Recorded data:
▶

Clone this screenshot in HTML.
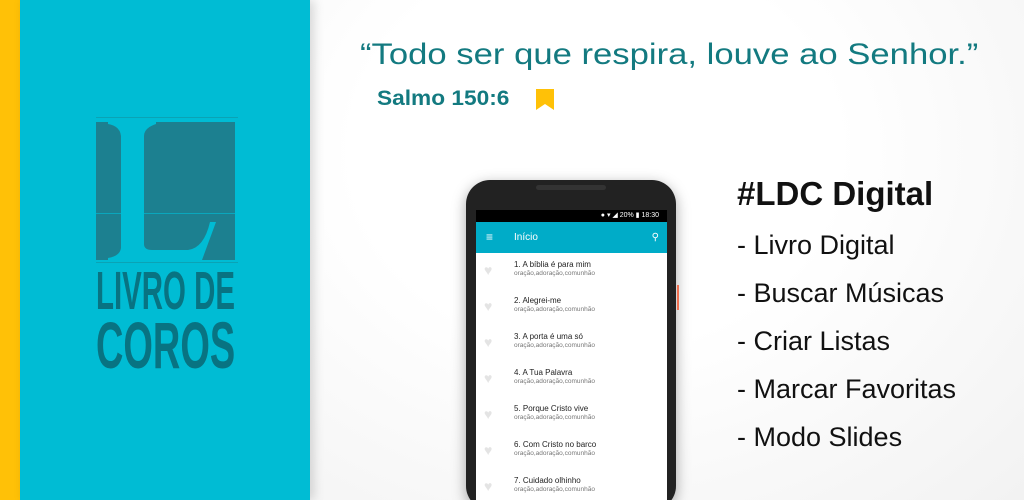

◀
▶

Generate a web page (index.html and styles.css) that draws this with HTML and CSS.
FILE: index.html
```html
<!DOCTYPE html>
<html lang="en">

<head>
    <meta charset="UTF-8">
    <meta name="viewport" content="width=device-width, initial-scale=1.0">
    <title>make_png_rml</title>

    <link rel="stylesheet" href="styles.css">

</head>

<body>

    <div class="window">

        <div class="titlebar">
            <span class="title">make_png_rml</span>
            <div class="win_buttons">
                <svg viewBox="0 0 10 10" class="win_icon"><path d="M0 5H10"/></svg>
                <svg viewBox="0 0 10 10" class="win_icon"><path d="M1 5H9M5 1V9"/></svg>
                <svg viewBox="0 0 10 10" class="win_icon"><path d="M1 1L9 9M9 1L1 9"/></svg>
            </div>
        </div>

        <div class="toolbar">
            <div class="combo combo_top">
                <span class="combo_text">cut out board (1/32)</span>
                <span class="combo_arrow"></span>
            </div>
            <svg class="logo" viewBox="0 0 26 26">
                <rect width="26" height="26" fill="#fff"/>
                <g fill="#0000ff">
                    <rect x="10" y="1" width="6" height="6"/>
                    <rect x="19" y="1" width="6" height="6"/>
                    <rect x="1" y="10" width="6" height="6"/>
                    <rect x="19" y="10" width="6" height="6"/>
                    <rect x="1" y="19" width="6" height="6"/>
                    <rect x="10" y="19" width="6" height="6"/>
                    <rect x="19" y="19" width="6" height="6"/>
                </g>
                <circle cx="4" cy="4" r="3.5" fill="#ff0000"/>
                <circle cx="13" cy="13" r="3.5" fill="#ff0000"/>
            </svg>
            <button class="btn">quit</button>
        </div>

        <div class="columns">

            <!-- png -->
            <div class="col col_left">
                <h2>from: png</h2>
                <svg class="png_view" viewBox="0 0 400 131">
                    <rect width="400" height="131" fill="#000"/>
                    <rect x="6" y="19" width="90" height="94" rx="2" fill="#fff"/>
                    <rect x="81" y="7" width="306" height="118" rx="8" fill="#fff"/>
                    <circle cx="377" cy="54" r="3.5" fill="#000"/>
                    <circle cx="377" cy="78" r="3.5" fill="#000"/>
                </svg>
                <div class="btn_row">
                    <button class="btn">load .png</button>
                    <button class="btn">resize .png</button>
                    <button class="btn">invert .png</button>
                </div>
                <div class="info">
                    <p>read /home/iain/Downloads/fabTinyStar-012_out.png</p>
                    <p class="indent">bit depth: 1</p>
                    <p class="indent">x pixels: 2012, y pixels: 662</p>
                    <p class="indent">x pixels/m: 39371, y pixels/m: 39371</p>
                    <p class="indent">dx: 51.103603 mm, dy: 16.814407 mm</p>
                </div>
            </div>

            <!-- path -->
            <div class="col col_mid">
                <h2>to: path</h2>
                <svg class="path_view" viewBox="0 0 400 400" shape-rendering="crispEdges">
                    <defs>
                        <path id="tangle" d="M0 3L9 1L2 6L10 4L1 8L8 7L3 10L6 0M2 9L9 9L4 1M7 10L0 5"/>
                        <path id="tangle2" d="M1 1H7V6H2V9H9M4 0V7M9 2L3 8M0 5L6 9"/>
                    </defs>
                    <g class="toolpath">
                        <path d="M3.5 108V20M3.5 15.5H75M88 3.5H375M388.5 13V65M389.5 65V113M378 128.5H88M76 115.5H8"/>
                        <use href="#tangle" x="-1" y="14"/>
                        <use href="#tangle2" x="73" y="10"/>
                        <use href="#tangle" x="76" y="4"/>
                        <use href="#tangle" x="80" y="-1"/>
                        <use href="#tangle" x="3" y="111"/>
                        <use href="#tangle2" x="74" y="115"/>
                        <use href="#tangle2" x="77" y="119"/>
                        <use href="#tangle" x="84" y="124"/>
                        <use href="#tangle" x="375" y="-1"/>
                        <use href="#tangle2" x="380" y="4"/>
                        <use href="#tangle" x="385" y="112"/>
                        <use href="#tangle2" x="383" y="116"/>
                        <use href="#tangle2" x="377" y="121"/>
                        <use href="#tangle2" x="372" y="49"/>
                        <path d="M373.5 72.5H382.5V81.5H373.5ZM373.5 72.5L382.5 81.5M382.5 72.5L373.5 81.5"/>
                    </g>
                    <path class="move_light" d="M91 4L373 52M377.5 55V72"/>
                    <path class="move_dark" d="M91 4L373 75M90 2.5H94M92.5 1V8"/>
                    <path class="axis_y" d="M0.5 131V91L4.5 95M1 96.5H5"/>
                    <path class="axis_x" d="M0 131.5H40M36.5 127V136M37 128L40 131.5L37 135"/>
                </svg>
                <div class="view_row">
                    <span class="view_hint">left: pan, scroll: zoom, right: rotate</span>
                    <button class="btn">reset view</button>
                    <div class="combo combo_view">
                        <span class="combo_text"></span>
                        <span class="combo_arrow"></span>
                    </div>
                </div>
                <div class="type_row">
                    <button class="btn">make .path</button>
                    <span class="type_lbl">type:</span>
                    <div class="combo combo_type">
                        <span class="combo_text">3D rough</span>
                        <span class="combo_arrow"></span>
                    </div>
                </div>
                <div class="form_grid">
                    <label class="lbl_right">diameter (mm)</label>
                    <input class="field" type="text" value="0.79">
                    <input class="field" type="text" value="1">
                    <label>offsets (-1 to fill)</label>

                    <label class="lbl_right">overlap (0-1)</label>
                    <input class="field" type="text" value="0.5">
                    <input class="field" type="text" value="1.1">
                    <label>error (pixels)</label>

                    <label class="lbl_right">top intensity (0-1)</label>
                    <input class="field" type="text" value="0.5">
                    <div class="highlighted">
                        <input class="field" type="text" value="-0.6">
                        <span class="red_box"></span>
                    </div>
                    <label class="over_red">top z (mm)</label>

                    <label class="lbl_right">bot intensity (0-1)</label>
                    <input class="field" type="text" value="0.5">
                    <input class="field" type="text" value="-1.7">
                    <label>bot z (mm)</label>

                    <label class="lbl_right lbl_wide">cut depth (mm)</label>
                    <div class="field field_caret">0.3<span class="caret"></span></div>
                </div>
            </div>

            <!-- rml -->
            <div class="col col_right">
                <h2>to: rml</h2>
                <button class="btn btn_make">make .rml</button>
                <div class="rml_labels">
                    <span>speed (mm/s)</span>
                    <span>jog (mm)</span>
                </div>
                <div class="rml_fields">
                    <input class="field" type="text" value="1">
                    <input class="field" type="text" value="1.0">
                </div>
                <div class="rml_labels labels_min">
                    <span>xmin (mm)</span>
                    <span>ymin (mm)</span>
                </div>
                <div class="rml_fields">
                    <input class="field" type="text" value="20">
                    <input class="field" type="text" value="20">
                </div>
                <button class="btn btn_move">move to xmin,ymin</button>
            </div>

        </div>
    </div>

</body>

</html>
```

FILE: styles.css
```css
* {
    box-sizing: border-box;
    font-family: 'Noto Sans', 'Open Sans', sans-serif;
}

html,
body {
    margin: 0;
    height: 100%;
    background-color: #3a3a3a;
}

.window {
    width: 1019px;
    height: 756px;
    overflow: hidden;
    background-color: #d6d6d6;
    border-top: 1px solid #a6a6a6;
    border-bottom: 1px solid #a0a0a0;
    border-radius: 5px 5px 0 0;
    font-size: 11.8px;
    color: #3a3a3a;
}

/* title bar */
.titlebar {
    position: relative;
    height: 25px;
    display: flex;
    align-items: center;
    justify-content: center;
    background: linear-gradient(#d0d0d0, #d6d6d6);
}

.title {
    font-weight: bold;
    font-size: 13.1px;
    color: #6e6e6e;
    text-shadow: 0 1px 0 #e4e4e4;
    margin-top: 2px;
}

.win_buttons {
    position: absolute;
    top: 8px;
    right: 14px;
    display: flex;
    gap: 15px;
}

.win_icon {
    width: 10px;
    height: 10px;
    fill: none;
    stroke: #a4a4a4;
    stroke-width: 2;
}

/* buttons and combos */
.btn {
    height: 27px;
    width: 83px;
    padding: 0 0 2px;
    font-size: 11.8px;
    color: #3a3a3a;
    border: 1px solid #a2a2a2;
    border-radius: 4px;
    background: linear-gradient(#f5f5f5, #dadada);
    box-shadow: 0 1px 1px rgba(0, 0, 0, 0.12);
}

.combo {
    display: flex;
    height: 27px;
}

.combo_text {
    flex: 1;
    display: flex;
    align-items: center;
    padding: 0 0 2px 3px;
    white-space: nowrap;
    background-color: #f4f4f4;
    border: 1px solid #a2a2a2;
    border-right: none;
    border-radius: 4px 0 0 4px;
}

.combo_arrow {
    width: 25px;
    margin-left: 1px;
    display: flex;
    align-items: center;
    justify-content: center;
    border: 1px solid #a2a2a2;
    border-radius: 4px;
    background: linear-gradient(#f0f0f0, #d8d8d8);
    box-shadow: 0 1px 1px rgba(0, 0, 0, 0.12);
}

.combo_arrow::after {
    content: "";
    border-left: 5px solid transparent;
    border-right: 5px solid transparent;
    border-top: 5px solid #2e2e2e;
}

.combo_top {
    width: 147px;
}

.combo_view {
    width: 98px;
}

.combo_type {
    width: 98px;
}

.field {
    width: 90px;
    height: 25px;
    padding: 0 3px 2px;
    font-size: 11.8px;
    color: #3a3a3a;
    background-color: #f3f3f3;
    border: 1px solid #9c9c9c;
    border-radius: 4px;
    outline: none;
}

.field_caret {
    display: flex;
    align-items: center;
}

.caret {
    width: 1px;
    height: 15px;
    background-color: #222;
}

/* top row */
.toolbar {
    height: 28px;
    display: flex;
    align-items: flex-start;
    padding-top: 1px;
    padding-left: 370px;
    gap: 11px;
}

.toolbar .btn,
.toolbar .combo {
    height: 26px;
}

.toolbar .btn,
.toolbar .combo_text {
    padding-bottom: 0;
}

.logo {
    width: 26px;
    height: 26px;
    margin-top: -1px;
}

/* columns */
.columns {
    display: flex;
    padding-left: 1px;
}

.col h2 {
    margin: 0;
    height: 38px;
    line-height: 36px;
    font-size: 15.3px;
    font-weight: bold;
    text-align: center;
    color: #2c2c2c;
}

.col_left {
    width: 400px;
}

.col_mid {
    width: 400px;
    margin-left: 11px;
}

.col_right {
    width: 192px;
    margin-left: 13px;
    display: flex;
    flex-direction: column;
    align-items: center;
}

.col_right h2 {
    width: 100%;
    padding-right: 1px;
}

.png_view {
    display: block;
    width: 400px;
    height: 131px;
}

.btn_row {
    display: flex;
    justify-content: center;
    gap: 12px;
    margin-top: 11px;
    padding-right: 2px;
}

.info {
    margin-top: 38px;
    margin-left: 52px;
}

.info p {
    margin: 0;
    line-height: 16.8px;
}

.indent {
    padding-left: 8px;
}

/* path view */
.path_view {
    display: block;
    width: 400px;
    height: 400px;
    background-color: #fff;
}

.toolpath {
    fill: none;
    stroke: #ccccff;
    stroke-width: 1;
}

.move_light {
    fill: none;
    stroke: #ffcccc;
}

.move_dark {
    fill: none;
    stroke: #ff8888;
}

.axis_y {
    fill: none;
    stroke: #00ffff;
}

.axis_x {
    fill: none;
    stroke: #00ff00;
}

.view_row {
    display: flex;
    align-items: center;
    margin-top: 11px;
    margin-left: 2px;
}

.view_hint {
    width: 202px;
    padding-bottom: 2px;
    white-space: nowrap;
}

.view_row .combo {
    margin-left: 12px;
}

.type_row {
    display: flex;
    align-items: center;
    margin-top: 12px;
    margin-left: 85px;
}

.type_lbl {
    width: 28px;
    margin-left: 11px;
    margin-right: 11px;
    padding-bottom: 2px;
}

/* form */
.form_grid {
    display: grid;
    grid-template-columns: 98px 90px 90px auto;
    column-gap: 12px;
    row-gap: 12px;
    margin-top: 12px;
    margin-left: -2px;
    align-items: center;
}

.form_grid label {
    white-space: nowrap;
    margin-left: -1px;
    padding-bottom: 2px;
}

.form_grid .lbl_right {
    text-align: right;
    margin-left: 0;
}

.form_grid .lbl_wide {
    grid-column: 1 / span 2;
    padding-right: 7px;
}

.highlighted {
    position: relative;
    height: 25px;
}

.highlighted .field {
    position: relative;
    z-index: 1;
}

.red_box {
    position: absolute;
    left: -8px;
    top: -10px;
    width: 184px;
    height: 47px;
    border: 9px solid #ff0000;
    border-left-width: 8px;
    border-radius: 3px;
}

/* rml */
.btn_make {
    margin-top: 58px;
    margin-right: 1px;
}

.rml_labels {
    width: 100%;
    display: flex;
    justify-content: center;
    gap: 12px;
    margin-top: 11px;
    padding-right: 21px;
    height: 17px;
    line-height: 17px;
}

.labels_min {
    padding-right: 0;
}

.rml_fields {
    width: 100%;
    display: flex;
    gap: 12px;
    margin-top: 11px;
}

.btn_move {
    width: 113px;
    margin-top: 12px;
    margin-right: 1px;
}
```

◀
▶

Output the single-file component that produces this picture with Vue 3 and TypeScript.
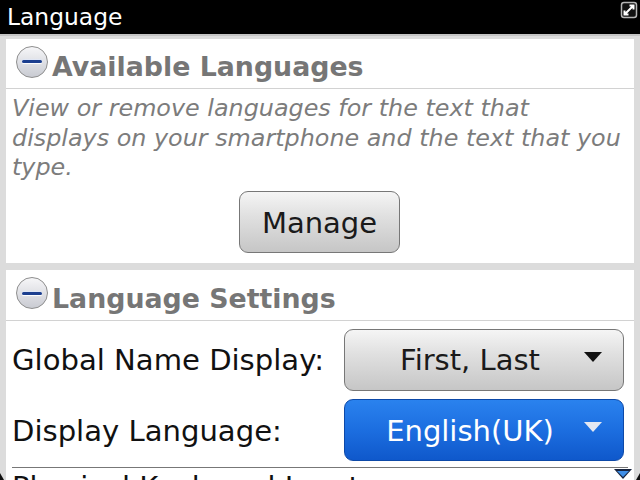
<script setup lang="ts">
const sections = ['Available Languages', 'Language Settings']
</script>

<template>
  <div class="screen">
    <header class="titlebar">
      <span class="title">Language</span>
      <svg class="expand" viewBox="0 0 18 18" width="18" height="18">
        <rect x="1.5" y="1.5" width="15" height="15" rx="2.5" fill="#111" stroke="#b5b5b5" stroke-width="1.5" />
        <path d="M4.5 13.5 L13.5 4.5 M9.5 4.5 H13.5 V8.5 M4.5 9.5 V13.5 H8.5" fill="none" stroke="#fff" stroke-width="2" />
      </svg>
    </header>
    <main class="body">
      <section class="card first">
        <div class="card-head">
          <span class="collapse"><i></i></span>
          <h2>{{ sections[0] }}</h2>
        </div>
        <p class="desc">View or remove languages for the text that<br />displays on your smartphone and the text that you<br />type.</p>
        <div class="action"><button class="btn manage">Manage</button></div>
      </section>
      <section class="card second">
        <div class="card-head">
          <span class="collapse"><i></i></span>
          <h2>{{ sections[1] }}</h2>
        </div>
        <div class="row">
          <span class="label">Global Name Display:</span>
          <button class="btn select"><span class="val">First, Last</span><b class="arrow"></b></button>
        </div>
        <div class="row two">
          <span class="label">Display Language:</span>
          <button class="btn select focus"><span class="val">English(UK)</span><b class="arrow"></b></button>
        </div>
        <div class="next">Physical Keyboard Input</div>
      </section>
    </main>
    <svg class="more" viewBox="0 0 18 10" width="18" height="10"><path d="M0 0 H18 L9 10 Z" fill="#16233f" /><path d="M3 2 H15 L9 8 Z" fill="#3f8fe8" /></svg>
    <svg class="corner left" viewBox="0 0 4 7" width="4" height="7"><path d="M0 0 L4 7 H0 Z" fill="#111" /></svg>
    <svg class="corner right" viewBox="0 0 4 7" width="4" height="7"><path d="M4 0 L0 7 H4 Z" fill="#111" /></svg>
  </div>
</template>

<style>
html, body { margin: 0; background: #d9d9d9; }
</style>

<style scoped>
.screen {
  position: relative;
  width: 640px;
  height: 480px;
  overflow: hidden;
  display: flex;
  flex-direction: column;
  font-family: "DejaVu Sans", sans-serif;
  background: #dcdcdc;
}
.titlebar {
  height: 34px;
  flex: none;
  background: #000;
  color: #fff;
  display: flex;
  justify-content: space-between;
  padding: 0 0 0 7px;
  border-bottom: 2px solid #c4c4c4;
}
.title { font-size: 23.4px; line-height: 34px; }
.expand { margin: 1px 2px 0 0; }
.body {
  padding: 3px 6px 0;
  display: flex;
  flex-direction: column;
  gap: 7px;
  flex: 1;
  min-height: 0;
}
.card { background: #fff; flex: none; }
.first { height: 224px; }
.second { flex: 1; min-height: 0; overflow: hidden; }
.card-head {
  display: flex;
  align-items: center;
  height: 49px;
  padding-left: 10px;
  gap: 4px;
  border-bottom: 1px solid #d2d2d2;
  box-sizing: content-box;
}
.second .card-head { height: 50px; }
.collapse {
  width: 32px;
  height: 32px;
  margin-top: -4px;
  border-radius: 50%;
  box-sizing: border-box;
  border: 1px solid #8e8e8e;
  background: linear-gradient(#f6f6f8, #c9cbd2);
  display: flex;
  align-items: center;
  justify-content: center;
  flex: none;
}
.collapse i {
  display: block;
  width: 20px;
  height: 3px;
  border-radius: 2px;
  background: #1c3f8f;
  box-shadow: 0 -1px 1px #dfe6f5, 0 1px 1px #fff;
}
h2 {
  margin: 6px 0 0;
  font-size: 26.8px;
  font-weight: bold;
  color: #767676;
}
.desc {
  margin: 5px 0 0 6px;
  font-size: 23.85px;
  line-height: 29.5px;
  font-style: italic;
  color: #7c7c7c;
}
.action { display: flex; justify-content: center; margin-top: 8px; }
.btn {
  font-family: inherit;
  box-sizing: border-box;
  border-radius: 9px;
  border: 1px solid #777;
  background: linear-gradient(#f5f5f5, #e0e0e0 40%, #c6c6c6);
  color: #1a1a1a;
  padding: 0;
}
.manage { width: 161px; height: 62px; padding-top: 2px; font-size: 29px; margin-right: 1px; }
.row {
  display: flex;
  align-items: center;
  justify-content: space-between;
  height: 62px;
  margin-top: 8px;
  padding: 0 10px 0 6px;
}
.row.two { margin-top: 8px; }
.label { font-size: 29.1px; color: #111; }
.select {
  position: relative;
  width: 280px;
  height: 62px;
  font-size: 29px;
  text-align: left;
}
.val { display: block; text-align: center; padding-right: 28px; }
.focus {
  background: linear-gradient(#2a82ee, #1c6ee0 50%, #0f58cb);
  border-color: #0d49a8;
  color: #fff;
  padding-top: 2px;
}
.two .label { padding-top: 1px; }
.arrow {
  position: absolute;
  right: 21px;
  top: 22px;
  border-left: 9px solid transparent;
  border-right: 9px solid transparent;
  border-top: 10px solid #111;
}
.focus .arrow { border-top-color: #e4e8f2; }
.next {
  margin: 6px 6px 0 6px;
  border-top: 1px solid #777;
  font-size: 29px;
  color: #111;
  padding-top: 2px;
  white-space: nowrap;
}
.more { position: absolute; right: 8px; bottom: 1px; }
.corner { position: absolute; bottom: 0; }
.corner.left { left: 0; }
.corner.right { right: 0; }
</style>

◀

Written problem: Locate the lines above that contain "index" and copy them.

Complete response:
Generate a web page (index.html and styles.css) that draws this with HTML and CSS.
FILE: index.html
    z-index: 1;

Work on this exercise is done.